世界企業が注目するインドの「輸出拠点化」

 一方,インドを輸出拠点に位置付ける企業も増えており,RCEP復帰に追い風が吹いている。米アップル社は米中摩擦を受け,製品の生産拠点を中国からインドへと移している。2025年3月には,インドから米国へ150万台のiPhoneを空輸し,同国が「対米輸出の拠点」として本格的に機能し始めている。また中国に対する145%関税の方針も影響し,アップルはインドやベトナム製への切り替えを加速している。今後,米国の高関税を回避するには,RCEP域内との連携を軸とした供給網の再構築が不可欠である。

 自動車産業でも同様の動きが見られる。スズキなどインド進出企業は,グローバルサウスを中心とした輸出拠点化を進めている。ASEAN市場も視野に入るが,現行のASEANインドFTAでは完成車・部品は関税撤廃の対象外であり,障壁となっている。こうした制約を超えるためにも,RCEP復帰は不可欠である。

 RCEPは世界のGDPと貿易の約3割を占め,域内関税の9割を撤廃し,原産地規則や通関手続きを統一する。企業にとって制度的予見性を高め,スパゲティ・ボウル現象を回避できる利点がある。インドにとって,輸出拡大とチャイナプラスワンを志向する企業誘致の双方で,RCEP復帰は大きな追い風となる。「メイク・イン・インディア」政策の完成形とも言える。

RCEP復帰が世界に波及させる「化学反応」

 筆者はかつて,インド不在のまま発効したRCEPは,漂流しかけた自由貿易秩序をアジアが主体的に再建した象徴であると指摘した。米国がTPPを離脱し,英国がEUから離脱するなど,多国間協定に対する信頼が揺らぐ中で,RCEPは「自由貿易体制の再構築に向けたアジアの意思」を可視化するものとなった。

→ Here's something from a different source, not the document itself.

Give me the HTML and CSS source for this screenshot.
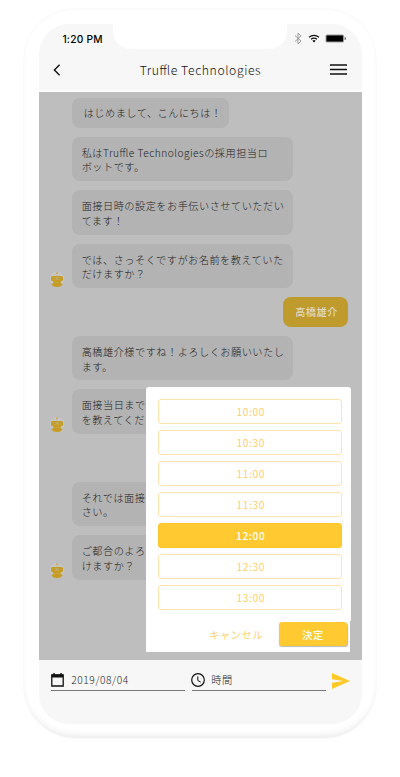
FILE: index.html
```html
<!DOCTYPE html>
<html lang="ja">
<head>
<meta charset="utf-8">
<title>Truffle Technologies</title>
<link rel="stylesheet" href="styles.css">
</head>
<body>
<svg class="defs" aria-hidden="true">
  <symbol id="bot" viewBox="0 0 18 18">
    <circle cx="9" cy="9" r="8" fill="#c4c4c5" stroke="#b5b6b9" stroke-width=".5"/>
    <circle cx="9" cy="3.200" r=".9" fill="#c9a02a"/>
    <path d="M9 3v3" stroke="#c9b87c" stroke-width=".5"/>
    <rect x="3" y="6" width="12" height="5" rx="1.600" fill="#c69d20"/>
    <path d="M4.800 6h8.400l-.5 7H5.300z" fill="#c69d20"/>
    <path d="M3.300 14.500q1.500-1.500 3.700-1.400h4q2.200-.1 3.700 1.400-2 2.500-5.700 2.500t-5.700-2.500z" fill="#c69d20"/>
    <path d="M6.500 12.600h5" stroke="#c3ab62" stroke-width=".7"/>
    <rect x="5.500" y="7.200" width="7" height="2.200" rx="1.100" fill="#c4ad65"/>
    <circle cx="6.900" cy="8.300" r=".7" fill="#ad8d2b"/>
    <circle cx="11.100" cy="8.300" r=".7" fill="#ad8d2b"/>
  </symbol>
</svg>
<div class="phone">
  <div class="screen">
    <header class="header">
      <div class="status">
        <span class="clock">1:20 PM</span>
        <span class="notch"></span>
        <span class="indicators">
          <svg class="bluetooth" viewBox="0 0 8 13"><path d="M1 3.500l6 5.500-3 3V1l3 3-6 5.500" fill="none" stroke="#888" stroke-width=".8"/></svg>
          <svg class="wifi" viewBox="0 0 12 9"><path d="M1 3.300q5-4 10 0M3 5.300q3-2.300 6 0" fill="none" stroke="#111" stroke-width="1.300"/><path d="M4.400 6.700q1.600-1.200 3.200 0L6 8.500z" fill="#111"/></svg>
          <svg class="battery" viewBox="0 0 21 9"><rect x=".5" y=".5" width="18.500" height="8" rx="1.500" fill="#999"/><rect x="1.500" y="1.500" width="16.500" height="6" rx=".5"/><path d="M19.700 3q1 0 1 1.500t-1 1.500z" fill="#333"/></svg>
        </span>
      </div>
      <div class="titlebar">
        <svg class="back" viewBox="0 0 8 12"><path d="M6.600.8L1.400 6l5.200 5.200" fill="none" stroke="#111" stroke-width="1.400"/></svg>
        <h1 class="title">Truffle Technologies</h1>
        <svg class="menu" viewBox="0 0 17 11"><path d="M0 1h17M0 5.500h17M0 10h17" stroke="#111" stroke-width="1.400"/></svg>
      </div>
    </header>
    <main class="chat">
      <div class="row"><p class="bubble short">はじめまして、こんにちは！</p></div>
      <div class="row"><p class="bubble">私はTruffle Technologiesの採用担当ロ<br>ボットです。</p></div>
      <div class="row"><p class="bubble">面接日時の設定をお手伝いさせていただい<br>てます！</p></div>
      <div class="row"><svg class="avatar"><use href="#bot" width="18" height="18"/></svg><p class="bubble">では、さっそくですがお名前を教えていた<br>だけますか？</p></div>
      <div class="row own"><p class="bubble reply">高橋雄介</p></div>
      <div class="row"><p class="bubble">高橋雄介様ですね！よろしくお願いいたし<br>ます。</p></div>
      <div class="row"><svg class="avatar"><use href="#bot" width="18" height="18"/></svg><p class="bubble">面接当日まで<br>を教えてくだ</p></div>
      <div class="row later"><p class="bubble">それでは面接<br>さい。</p></div>
      <div class="row"><svg class="avatar"><use href="#bot" width="18" height="18"/></svg><p class="bubble">ご都合のよろ<br>けますか？</p></div>
      <section class="picker">
        <div class="options">
          <button class="option">10:00</button>
          <button class="option">10:30</button>
          <button class="option">11:00</button>
          <button class="option">11:30</button>
          <button class="option selected">12:00</button>
          <button class="option">12:30</button>
          <button class="option">13:00</button>
        </div>
        <div class="actions">
          <button class="cancel">キャンセル</button>
          <button class="confirm">決定</button>
        </div>
      </section>
    </main>
    <footer class="composer">
      <div class="field">
        <svg class="calendar" viewBox="0 0 13 14"><path d="M.8 2h11.400v11H.8z" fill="none" stroke="#111" stroke-width="1.300"/><path d="M.8 1.500h11.400v3H.8zM2.300 0h1.400v2H2.300zM9.300 0h1.400v2H9.300z" fill="#111"/></svg>
        <span class="value">2019/08/04</span>
      </div>
      <div class="field time">
        <svg class="dial" viewBox="0 0 14 14"><circle cx="7" cy="7" r="6.300" fill="none" stroke="#111" stroke-width="1.200"/><path d="M6.800 3.400v4l3 1.800" fill="none" stroke="#111" stroke-width="1"/></svg>
        <span class="value">時間</span>
      </div>
      <svg class="send" viewBox="0 0 18 16"><path d="M0 0l18 8L0 16V9.700L11.500 8 0 6.300z" fill="#ffc928"/></svg>
    </footer>
  </div>
</div>
</body>
</html>
```
FILE: styles.css
```css
* { box-sizing: border-box; }

body {
  margin: 0;
  padding: 8px 0 0 23px;
  height: 777px;
  overflow: hidden;
  background: #fff;
  font-family: "Noto Sans CJK JP", sans-serif;
}

.defs { display: block; width: 0; height: 0; }

.phone {
  width: 354px;
  height: 731px;
  padding: 15px 15px 15px 14.700px;
  border-radius: 52px;
  border: 1px solid #fafafa;
  box-shadow: inset 0 -7px 8px -5px #e9e9e9, inset 0 0 5px #fafafa;
}

.screen {
  display: flex;
  flex-direction: column;
  width: 323px;
  height: 700px;
  border-radius: 30px;
  overflow: hidden;
  background: #f7f7f7;
}

.header { flex: none; height: 68px; border-bottom: 2px solid #fdfdfd; }

.status {
  display: grid;
  grid-template-columns: 74px 174px 1fr;
  height: 25px;
}

.clock {
  padding: 7.500px 0 0 23.700px;
  font: 500 10.200px/15px Inter, sans-serif;
  letter-spacing: .25px;
  white-space: nowrap;
  color: #000;
}

.notch { background: #fff; border-radius: 0 0 18px 18px; }

.indicators { display: flex; align-items: center; padding: 4px 0 0 7px; }
.bluetooth { width: 8px; height: 13px; }
.wifi { width: 12px; height: 9px; margin-left: 6px; }
.battery { width: 21px; height: 9px; margin-left: 5.500px; }

.titlebar {
  display: grid;
  grid-template-columns: 30px 1fr 30px;
  align-items: center;
  height: 41px;
  padding: 0 14.500px 0 14px;
}

.back { width: 8px; height: 12px; }
.menu { width: 17px; height: 11px; justify-self: end; }

.title {
  margin: 0;
  padding-left: 1px;
  font-size: 12.200px;
  line-height: 18px;
  font-weight: 300;
  letter-spacing: .6px;
  font-feature-settings: "liga" 1;
  text-align: center;
  color: #111;
}

.chat {
  position: relative;
  flex: none;
  height: 568px;
  padding: 6px 13.500px 0 10px;
  background: #bebebe;
}

.row { display: flex; justify-content: flex-end; margin-bottom: 8.900px; padding-right: 55px; }
.row .bubble { margin: 0; }
.row:first-child { justify-content: flex-start; padding-left: 23.500px; }
.later { margin-top: 47.800px; }

.avatar { width: 18px; height: 18px; margin: 26px 6.500px 0 0; flex: none; }

.bubble {
  flex: none;
  width: 221px;
  height: 44.500px;
  padding: 9px 0 0 9.500px;
  border-radius: 8px;
  background: #b3b3b3;
  font-size: 10.200px;
  line-height: 14.600px;
  font-weight: 300;
  letter-spacing: .48px;
  font-feature-settings: "liga" 1;
  white-space: nowrap;
  color: #222;
}

.bubble.short { width: 157px; height: 30px; padding: 8px 0 0 11.500px; }

.own { padding-right: 0; }
.bubble.reply {
  width: 65px;
  height: 30px;
  padding: 8px 0 0 12px;
  background: #bf9a2d;
  color: #e0d8c3;
  font-weight: 500;
}

.picker {
  position: absolute;
  left: 107.500px;
  top: 295px;
  width: 205px;
}

.options {
  display: flex;
  flex-direction: column;
  gap: 6px;
  height: 234px;
  padding: 12.300px 9px 0 12px;
  border-radius: 3px 3px 0 0;
  background: #fff;
}

button {
  margin: 0;
  padding: 0;
  border: 0;
  background: none;
  font-family: inherit;
  letter-spacing: .6px;
}

.option {
  height: 25px;
  flex: none;
  padding-left: 1px;
  border: 1px solid #ffe4ad;
  border-radius: 3px;
  font-size: 10.200px;
  line-height: 23px;
  color: #ffd06b;
}

.option.selected { background: #ffca31; border-color: #ffc62a; color: #fff; font-weight: 500; }

.actions {
  display: flex;
  justify-content: flex-end;
  width: 204px;
  height: 31px;
  padding: 1px 3.500px 0 0;
  background: #fff;
}

.cancel { height: 24px; margin-right: 16px; font-size: 10.200px; color: #ffd06b; }

.confirm {
  width: 67.500px;
  height: 24px;
  border-radius: 3px;
  background: #ffca31;
  box-shadow: .5px 1px 1px #bbb;
  color: #fff;
  font-size: 10.200px;
  font-weight: 500;
}

.composer { display: flex; flex: none; padding: 11px 0 0 12.500px; height: 64px; }

.field {
  display: flex;
  width: 134px;
  height: 20px;
  border-bottom: 1px solid #777;
  color: #222;
}

.time { margin-left: 7px; }
.calendar { width: 13px; height: 14px; margin-top: 2px; }
.dial { width: 14px; height: 14px; margin: 2px 0 0 -1px; }

.value { margin-left: 7px; font-size: 10.200px; line-height: 18px; font-weight: 300; letter-spacing: .6px; }
.time .value { margin-left: 6px; }
.send { width: 18px; height: 16px; margin: 2px 0 0 6px; }
```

 いまここに,14億人の巨大市場であるインドが復帰すれば,RCEPは真に包括的な経済圏となり,その影響はCPTPP(環太平洋パートナーシップに関する包括的及び先進的な協定)やFTAAP(アジア太平洋自由貿易圏)といった他の枠組みへも波及しうる。「メガFTA再興」の呼び水となる,化学反応的効果が期待される。

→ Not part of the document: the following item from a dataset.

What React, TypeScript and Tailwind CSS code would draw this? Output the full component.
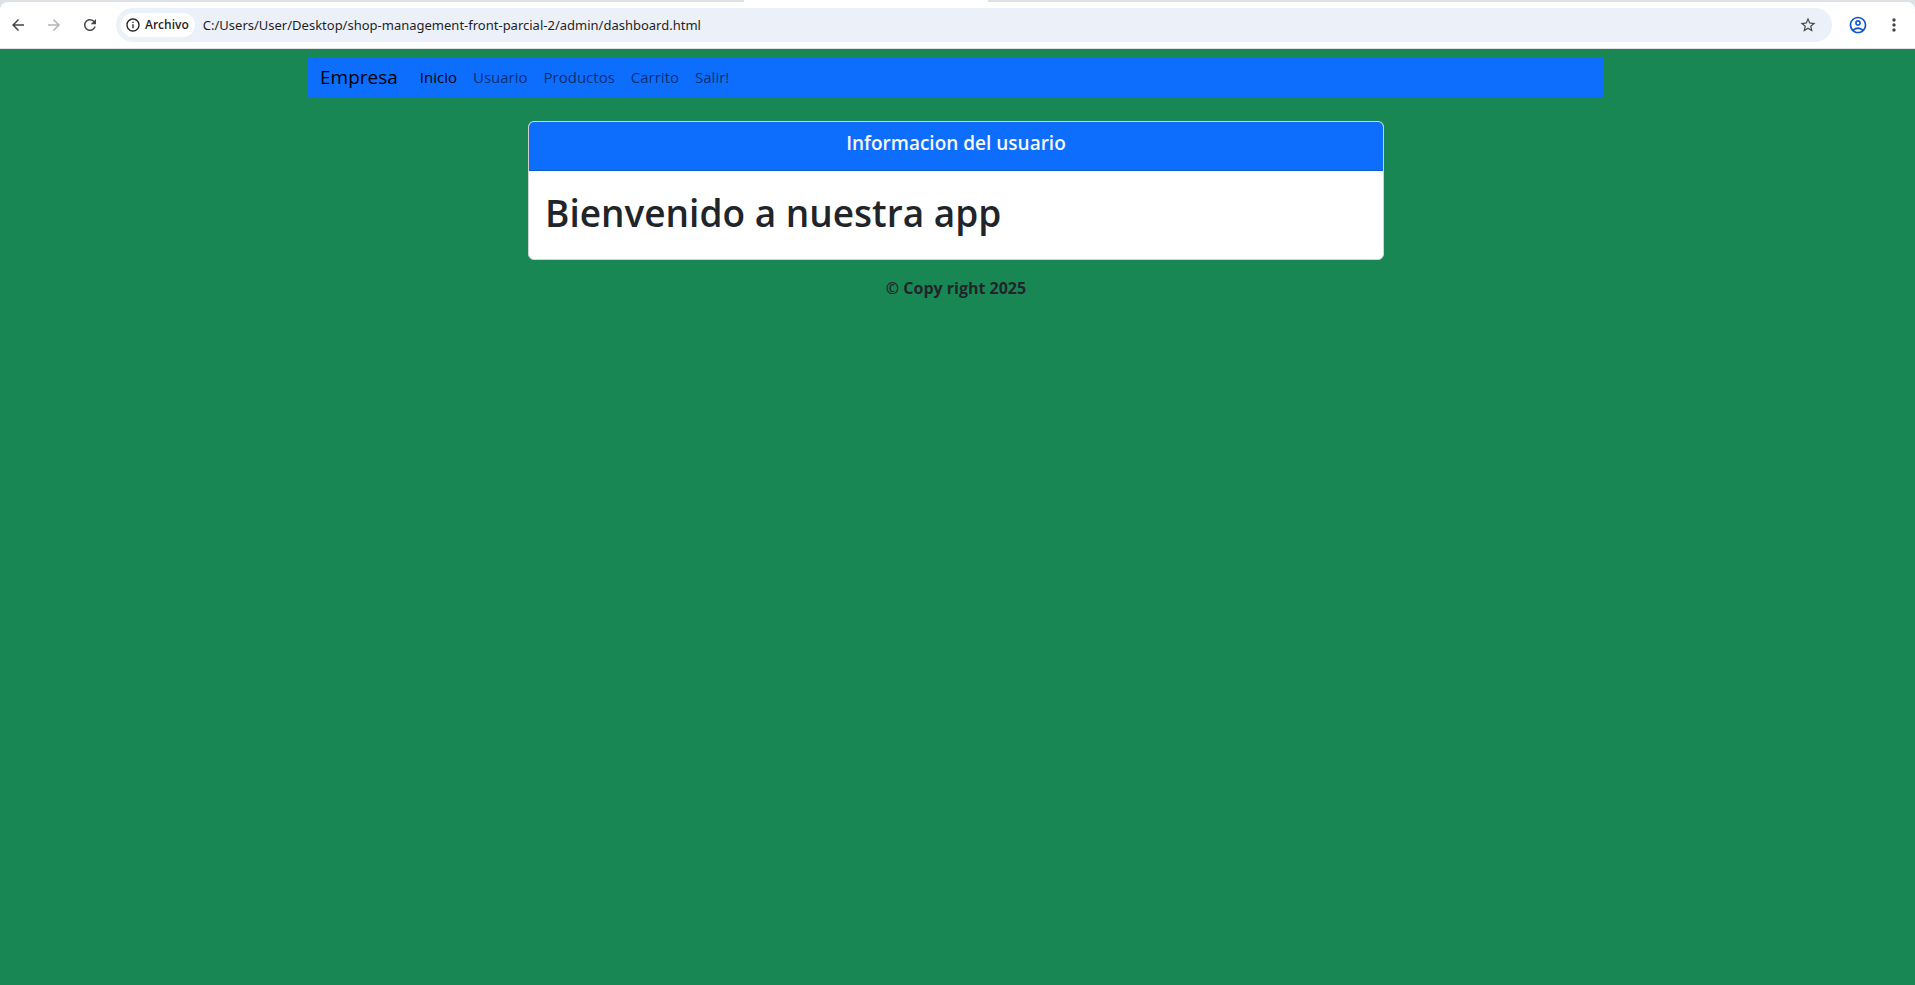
import {
  MdArrowBack,
  MdArrowForward,
  MdInfoOutline,
  MdMoreVert,
  MdOutlineAccountCircle,
  MdRefresh,
  MdStarBorder,
} from "react-icons/md";

const links = ["Usuario", "Productos", "Carrito", "Salir!"];

function BrowserBar() {
  return (
    <header className="bg-[#dee1e6] text-[#474747]">
      <div className="flex h-[2px]">
        <div className="w-[744px]" />
        <div className="w-[244px] bg-white" />
      </div>
      <div className="flex h-[47px] items-center rounded-t-lg border-b border-[#dfe1e4] bg-white">
        <div className="flex w-[116px] items-center gap-[18px] pl-[9px]">
          <button type="button" aria-label="Atrás">
            <MdArrowBack size={18} />
          </button>
          <button type="button" aria-label="Adelante" className="text-[#b4b4b4]" disabled>
            <MdArrowForward size={18} />
          </button>
          <button type="button" aria-label="Recargar">
            <MdRefresh size={18} />
          </button>
        </div>
        <div className="flex h-[34px] flex-1 items-center rounded-full bg-[#ecf0f9] pr-[15px] pl-[5px]">
          <button
            type="button"
            className="flex h-6 items-center gap-1 rounded-full bg-white pr-1.5 pl-1 text-[12px] font-semibold text-[#1f1f1f]"
          >
            <MdInfoOutline size={16} />
            Archivo
          </button>
          <input
            aria-label="Dirección"
            readOnly
            className="ml-2 flex-1 bg-transparent font-['Noto_Sans',sans-serif] text-[13px] text-[#1f1f1f] outline-none"
            value="C:/Users/User/Desktop/shop-management-front-parcial-2/admin/dashboard.html"
          />
          <button type="button" aria-label="Añadir a marcadores">
            <MdStarBorder size={18} />
          </button>
        </div>
        <div className="flex w-[83px] items-center gap-4 pl-4">
          <button type="button" aria-label="Perfil" className="text-[#0b57d0]">
            <MdOutlineAccountCircle size={20} />
          </button>
          <button type="button" aria-label="Menú">
            <MdMoreVert size={20} />
          </button>
        </div>
      </div>
    </header>
  );
}

export default function App() {
  return (
    <div className="flex min-h-screen flex-col bg-[#198754] font-['Open_Sans',sans-serif] text-[16px] leading-6 text-[#212529]">
      <BrowserBar />
      <div className="mx-auto w-full max-w-[1299px] pt-2 pr-[3px]">
        <nav className="flex items-center bg-[#0d6efd] pl-3 text-[15px]">
          <a href="#empresa" className="mr-3.5 text-[19px] text-black">
            Empresa
          </a>
          <a href="#inicio" className="p-2 text-black">
            Inicio
          </a>
          {links.map((label) => (
            <a key={label} href="#seccion" className="p-2 text-black/60">
              {label}
            </a>
          ))}
        </nav>
        <main className="mx-auto mt-6 max-w-[856px] overflow-hidden rounded-md border border-[#d2d2d2] bg-white">
          <h5 className="border-b border-[#0b5bd1] bg-[#0d6efd] px-4 pt-[9px] pb-[15px] text-center text-[19px] font-semibold text-[#f8f9fa]">
            Informacion del usuario
          </h5>
          <h1 className="px-4 pt-[18px] pb-[22px] text-[37px] leading-[48px] font-semibold">
            Bienvenido a nuestra app
          </h1>
        </main>
        <footer className="mt-4 text-center text-[16px] font-bold">© Copy right 2025</footer>
      </div>
    </div>
  );
}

 RCEP協定には「インドの将来的復帰を歓迎する」と明記されており,制度上の扉は開かれている。ASEANは伝統的に「ASEAN−X方式」によって柔軟な参加形態を容認しており,日本との協調を通じて,インドが安心して復帰できる着地点を模索することは可能である。

 RCEPは単なる通商協定ではなく,アジア太平洋における経済秩序形成の試金石である。そこにインドが再び加わることで,「自由で開かれたインド太平洋」構想にも現実的な厚みが加わる。トランプ相互関税という逆風を,地域統合の追い風に転化する。その知恵と意志こそが,いま日本とASEANに求められている。

 今こそ,日本とASEANは共に,インド復帰への道を示す外交戦略を再起動させるべきである。それは単に地域の経済統合を進めるだけでなく,混迷する世界経済に希望のシグナルを送り出す行為でもある。